Augustus R. Macdonough
Annual Meeting Minutes, 9 January 1869
A direct descendant of a Mayflower Pilgrim, Fuller was an iron manufacturer. He was a member of the Sketch Club and the Union Club and a trustee of The New York Life Insurance Company. He was born in 1797, died in 1868 and is buried in Marble Cemetery.

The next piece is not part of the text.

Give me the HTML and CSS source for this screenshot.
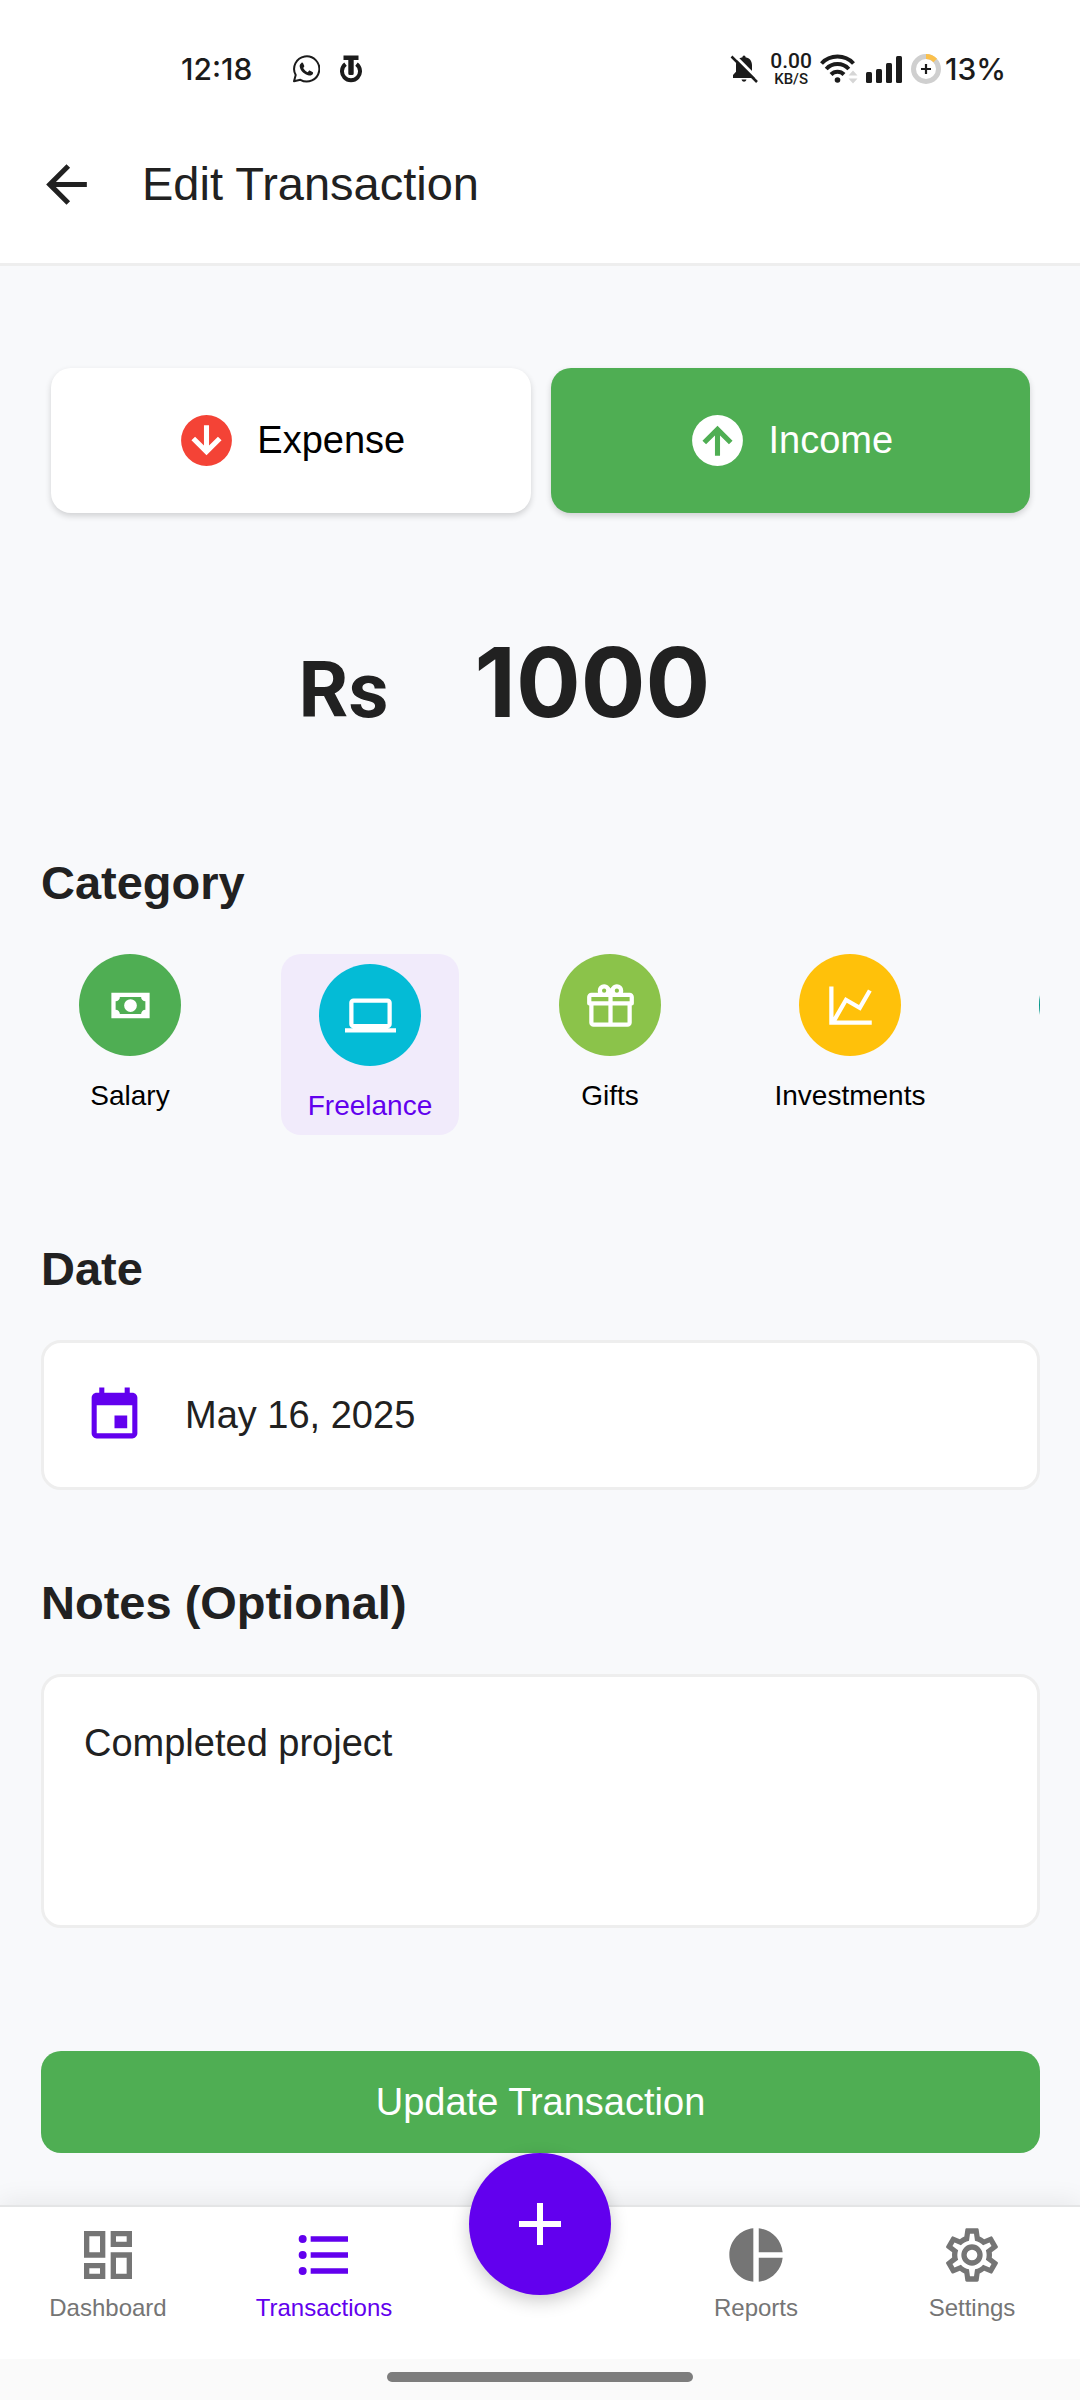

The Sketch Club meetings began with an hour devoted to drawing from a subject chosen by the host of the evening. Literary members devoted this hour to the composition of poetry. This was followed by a meal. Interest in drawing apparently waned on at least one occasion. The minutes for February 2, 1829 note that there was “no Drawing but of corks.”
William A. Frosch
“Our Original Amateurs, 2009”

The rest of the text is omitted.